Information to Distributors
Solely for the purposes of the product governance requirements contained within: (a) EU Directive 2014/65/EU on markets in financial instruments, as amended (“MiFID II”); (b) Articles 9 and 10 of Commission Delegated Directive (EU) 2017/593 supplementing MiFID II; and (c) local implementing measures (together, the “MiFID II Product Governance Requirements”), and disclaiming all and any liability, whether arising in tort, contract or otherwise, which any “manufacturer” (for the purposes of the Product Governance Requirements) may otherwise have with respect thereto, the Shares have been subject to a product approval process, which has determined that the Shares are: (i) compatible with an end target market of retail investors and investors who meet the criteria of professional clients and eligible counterparties, each as defined in MiFID II; and (ii) eligible for distribution through all distribution channels as are permitted by MiFID II (the “Target Market Assessment”). Notwithstanding the Target Market Assessment, distributors should note that: the price of the Shares may decline and investors could lose all or part of their investment; the Shares offer no guaranteed income and no capital protection; and an investment in the Shares is compatible only with investors who do not need a guaranteed income or capital protection, who (either alone or in conjunction with an appropriate financial or other adviser) are capable of evaluating the merits and risks of such an investment and who have sufficient resources to be able to bear any losses that may result therefrom. The Target Market Assessment is without prejudice to the requirements of any contractual, legal or regulatory selling restrictions in relation to the Global Offer. Furthermore, it is noted that, notwithstanding the Target Market Assessment, the Underwriters will only procure investors who meet the criteria of professional clients and eligible counterparties.

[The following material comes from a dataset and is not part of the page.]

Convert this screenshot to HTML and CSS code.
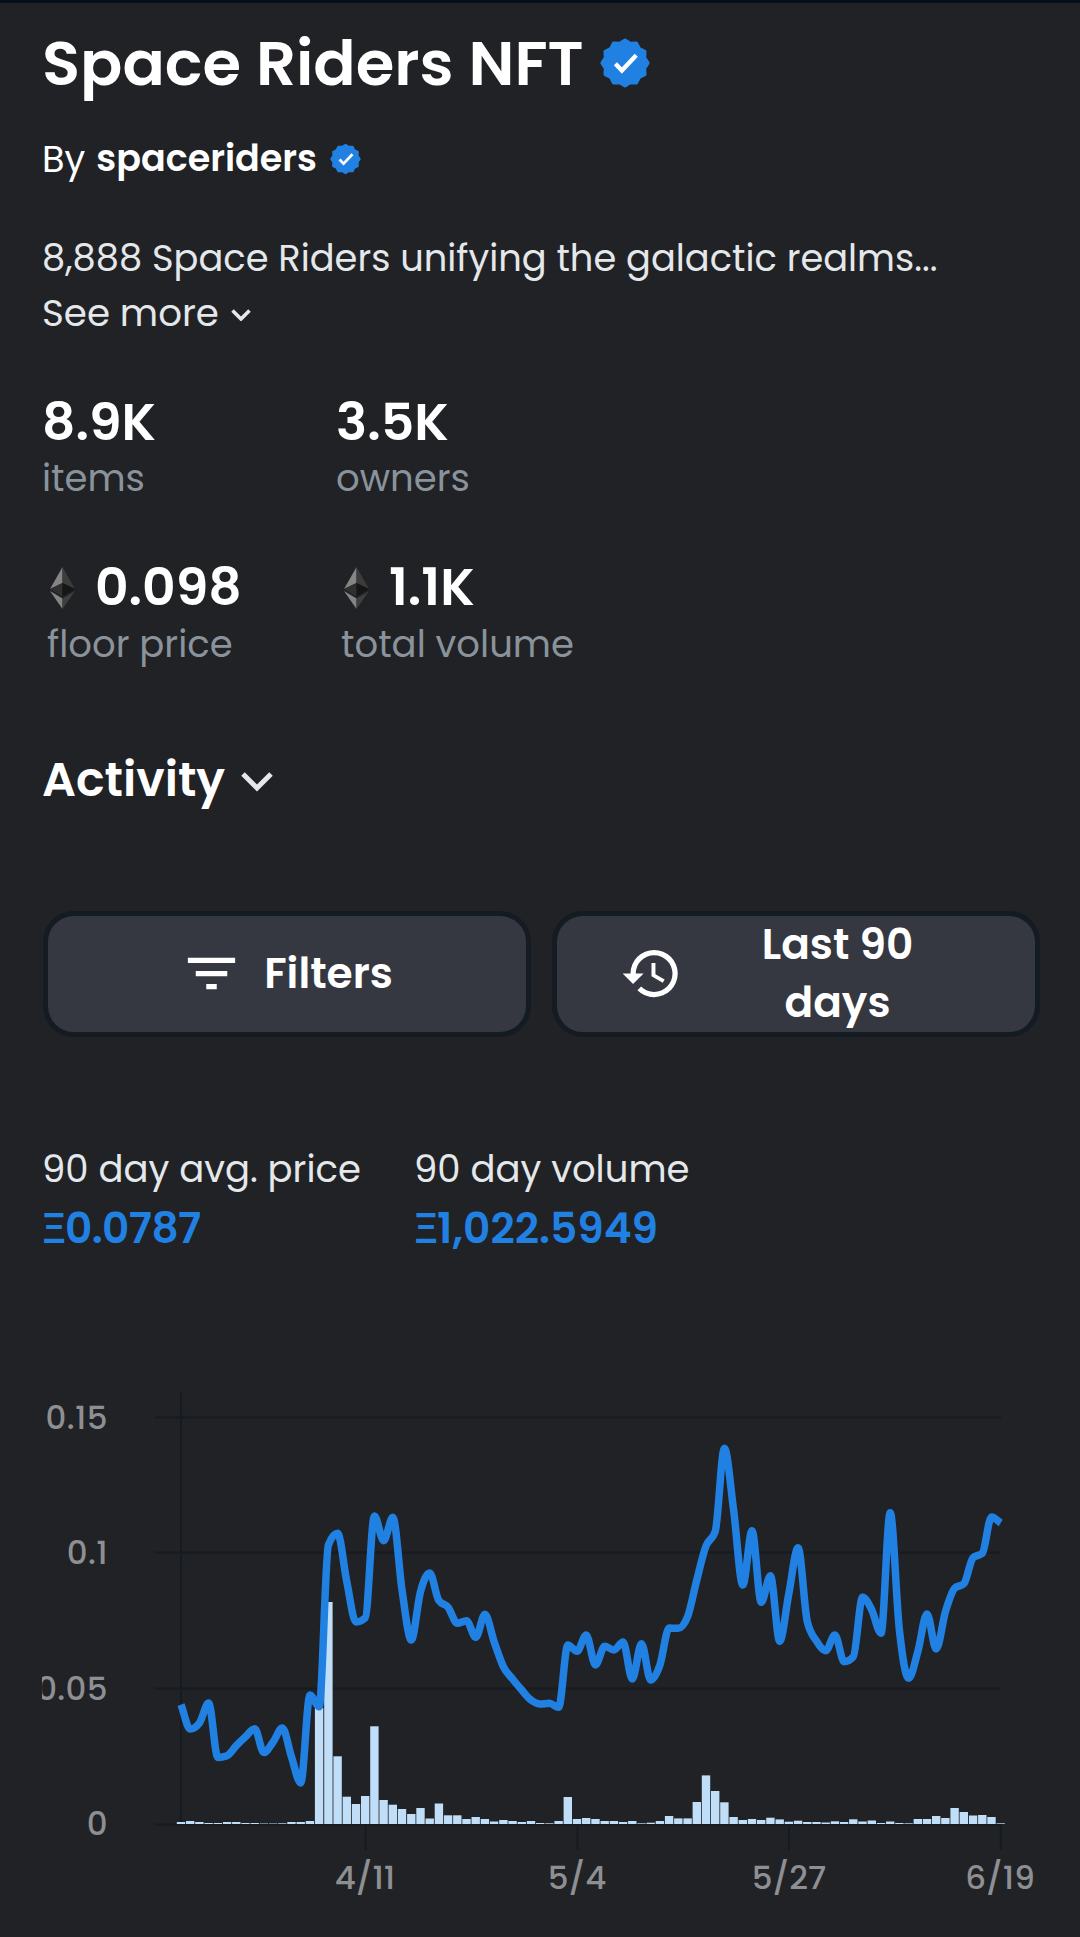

For the avoidance of doubt, the Target Market Assessment does not constitute: (a) an assessment of suitability or appropriateness for the purposes of MiFID II; or (b) a recommendation to any investor or group of investors to invest in, or purchase, or take any other action whatsoever with respect to the Shares.
Each distributor is responsible for undertaking its own target market assessment in respect of the Shares and determining appropriate distribution channels.